-- BEGIN Listed entries --

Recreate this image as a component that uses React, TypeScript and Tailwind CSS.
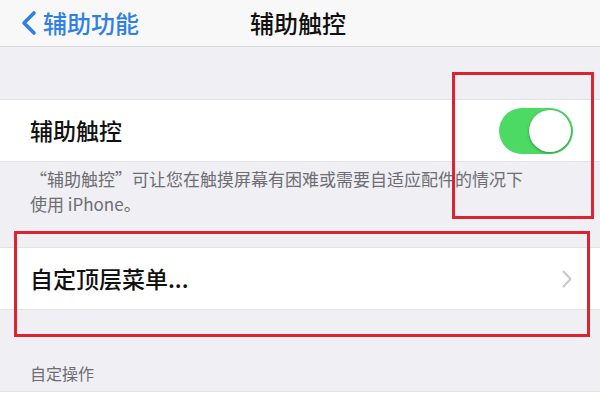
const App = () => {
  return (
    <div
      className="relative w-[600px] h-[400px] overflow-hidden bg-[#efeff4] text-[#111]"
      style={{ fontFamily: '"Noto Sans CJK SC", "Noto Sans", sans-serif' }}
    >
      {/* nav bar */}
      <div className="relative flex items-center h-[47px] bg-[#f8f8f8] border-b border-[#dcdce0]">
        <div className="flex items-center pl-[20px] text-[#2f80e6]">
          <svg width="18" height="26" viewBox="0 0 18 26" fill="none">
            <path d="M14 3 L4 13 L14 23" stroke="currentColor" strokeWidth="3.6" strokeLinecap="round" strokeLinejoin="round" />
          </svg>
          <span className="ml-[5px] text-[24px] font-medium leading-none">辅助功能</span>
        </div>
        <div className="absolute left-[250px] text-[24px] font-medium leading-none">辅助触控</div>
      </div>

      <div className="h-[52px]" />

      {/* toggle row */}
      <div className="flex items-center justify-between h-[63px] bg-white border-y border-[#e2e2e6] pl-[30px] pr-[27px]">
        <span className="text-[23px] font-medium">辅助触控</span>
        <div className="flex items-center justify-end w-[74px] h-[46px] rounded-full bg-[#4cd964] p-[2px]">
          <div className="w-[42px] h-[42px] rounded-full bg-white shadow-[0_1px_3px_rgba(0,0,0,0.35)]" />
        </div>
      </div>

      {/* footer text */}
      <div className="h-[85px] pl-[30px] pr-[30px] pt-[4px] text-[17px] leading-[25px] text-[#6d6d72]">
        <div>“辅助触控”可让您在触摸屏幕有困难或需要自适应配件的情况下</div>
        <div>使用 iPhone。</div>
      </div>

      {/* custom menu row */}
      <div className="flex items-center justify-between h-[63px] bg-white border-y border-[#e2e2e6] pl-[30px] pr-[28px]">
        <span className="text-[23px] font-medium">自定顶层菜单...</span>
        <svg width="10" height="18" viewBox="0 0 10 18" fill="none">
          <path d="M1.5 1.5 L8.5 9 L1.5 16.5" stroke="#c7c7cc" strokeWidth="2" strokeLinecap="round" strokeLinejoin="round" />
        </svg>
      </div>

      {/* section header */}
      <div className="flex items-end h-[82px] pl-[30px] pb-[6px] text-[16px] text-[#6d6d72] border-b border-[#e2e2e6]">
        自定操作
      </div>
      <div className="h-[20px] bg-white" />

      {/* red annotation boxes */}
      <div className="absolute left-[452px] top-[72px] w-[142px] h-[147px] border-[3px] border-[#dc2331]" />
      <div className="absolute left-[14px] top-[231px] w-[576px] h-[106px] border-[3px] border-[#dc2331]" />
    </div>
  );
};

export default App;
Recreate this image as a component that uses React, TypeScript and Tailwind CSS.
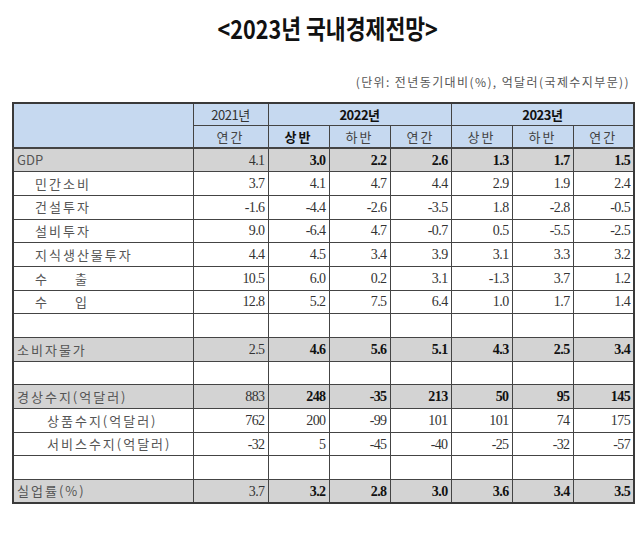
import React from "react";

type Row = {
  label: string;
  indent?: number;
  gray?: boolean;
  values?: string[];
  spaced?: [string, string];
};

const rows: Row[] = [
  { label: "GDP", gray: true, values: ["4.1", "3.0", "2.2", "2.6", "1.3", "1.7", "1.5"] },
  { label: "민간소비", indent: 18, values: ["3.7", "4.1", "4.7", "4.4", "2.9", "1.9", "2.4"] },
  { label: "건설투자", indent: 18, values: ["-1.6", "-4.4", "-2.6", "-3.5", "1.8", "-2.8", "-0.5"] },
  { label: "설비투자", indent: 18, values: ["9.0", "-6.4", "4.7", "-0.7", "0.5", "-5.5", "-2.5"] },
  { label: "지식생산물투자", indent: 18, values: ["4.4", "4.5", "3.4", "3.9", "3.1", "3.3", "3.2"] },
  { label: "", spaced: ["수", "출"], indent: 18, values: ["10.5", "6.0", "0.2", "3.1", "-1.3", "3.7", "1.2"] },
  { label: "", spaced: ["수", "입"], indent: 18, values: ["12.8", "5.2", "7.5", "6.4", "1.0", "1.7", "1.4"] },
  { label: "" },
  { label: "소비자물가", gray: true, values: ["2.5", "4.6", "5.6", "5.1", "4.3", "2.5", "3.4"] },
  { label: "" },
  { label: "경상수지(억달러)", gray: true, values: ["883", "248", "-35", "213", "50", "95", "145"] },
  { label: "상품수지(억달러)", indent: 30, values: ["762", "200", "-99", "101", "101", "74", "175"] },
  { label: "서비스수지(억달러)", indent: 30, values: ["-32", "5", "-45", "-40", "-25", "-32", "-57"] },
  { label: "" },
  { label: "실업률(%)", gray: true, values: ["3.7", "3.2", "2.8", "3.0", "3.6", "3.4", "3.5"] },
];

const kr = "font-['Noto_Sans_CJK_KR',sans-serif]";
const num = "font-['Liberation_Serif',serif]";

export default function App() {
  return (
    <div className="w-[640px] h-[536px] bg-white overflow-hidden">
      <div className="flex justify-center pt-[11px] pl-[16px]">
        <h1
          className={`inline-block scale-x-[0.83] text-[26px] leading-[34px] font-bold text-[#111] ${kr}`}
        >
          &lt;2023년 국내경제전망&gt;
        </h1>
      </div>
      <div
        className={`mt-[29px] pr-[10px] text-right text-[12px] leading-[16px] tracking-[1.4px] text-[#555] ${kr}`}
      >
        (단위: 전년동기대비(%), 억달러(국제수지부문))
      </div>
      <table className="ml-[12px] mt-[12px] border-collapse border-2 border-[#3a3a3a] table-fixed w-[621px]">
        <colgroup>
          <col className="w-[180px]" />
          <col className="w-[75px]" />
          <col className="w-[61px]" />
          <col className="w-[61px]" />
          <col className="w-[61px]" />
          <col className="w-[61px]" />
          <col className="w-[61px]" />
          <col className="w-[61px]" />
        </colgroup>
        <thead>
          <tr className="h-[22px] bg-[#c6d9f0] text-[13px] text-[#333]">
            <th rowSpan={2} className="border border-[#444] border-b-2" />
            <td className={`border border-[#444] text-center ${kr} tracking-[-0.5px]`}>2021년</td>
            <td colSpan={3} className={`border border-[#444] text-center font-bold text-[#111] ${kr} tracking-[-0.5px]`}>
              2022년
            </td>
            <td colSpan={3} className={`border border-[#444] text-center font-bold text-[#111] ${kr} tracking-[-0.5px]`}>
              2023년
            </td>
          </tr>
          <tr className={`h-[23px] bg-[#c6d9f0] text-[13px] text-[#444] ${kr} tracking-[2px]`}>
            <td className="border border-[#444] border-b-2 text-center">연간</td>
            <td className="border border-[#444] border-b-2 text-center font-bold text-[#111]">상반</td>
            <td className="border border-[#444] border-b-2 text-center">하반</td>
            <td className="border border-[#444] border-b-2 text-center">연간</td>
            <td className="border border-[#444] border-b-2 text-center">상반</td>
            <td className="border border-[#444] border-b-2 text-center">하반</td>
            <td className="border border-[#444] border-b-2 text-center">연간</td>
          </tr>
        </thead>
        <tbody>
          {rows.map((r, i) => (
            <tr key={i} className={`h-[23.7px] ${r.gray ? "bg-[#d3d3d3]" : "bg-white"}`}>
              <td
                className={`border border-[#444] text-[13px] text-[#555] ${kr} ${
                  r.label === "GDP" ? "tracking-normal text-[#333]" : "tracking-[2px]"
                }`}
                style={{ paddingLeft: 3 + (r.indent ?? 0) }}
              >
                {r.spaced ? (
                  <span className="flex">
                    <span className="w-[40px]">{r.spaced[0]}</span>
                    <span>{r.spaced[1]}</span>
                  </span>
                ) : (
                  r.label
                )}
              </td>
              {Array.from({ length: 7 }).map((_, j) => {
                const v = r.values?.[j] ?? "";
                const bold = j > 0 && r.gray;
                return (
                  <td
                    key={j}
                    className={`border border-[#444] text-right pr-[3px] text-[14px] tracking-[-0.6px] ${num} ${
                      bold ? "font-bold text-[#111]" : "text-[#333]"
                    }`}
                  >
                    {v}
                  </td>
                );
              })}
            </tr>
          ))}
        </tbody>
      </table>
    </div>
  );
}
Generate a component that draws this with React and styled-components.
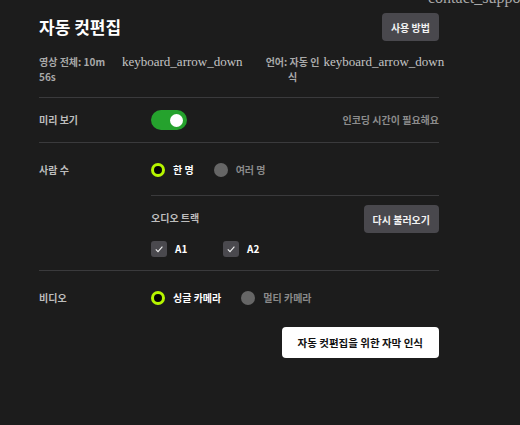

-- END Listed entries --

**Required task**
Where does the word "React" appear in the listing? List each line that holds it.

**Written solution**
Recreate this image as a component that uses React, TypeScript and Tailwind CSS.
Recreate this image as a component that uses React, TypeScript and Tailwind CSS.
import React from "react";
Generate a component that draws this with React and styled-components.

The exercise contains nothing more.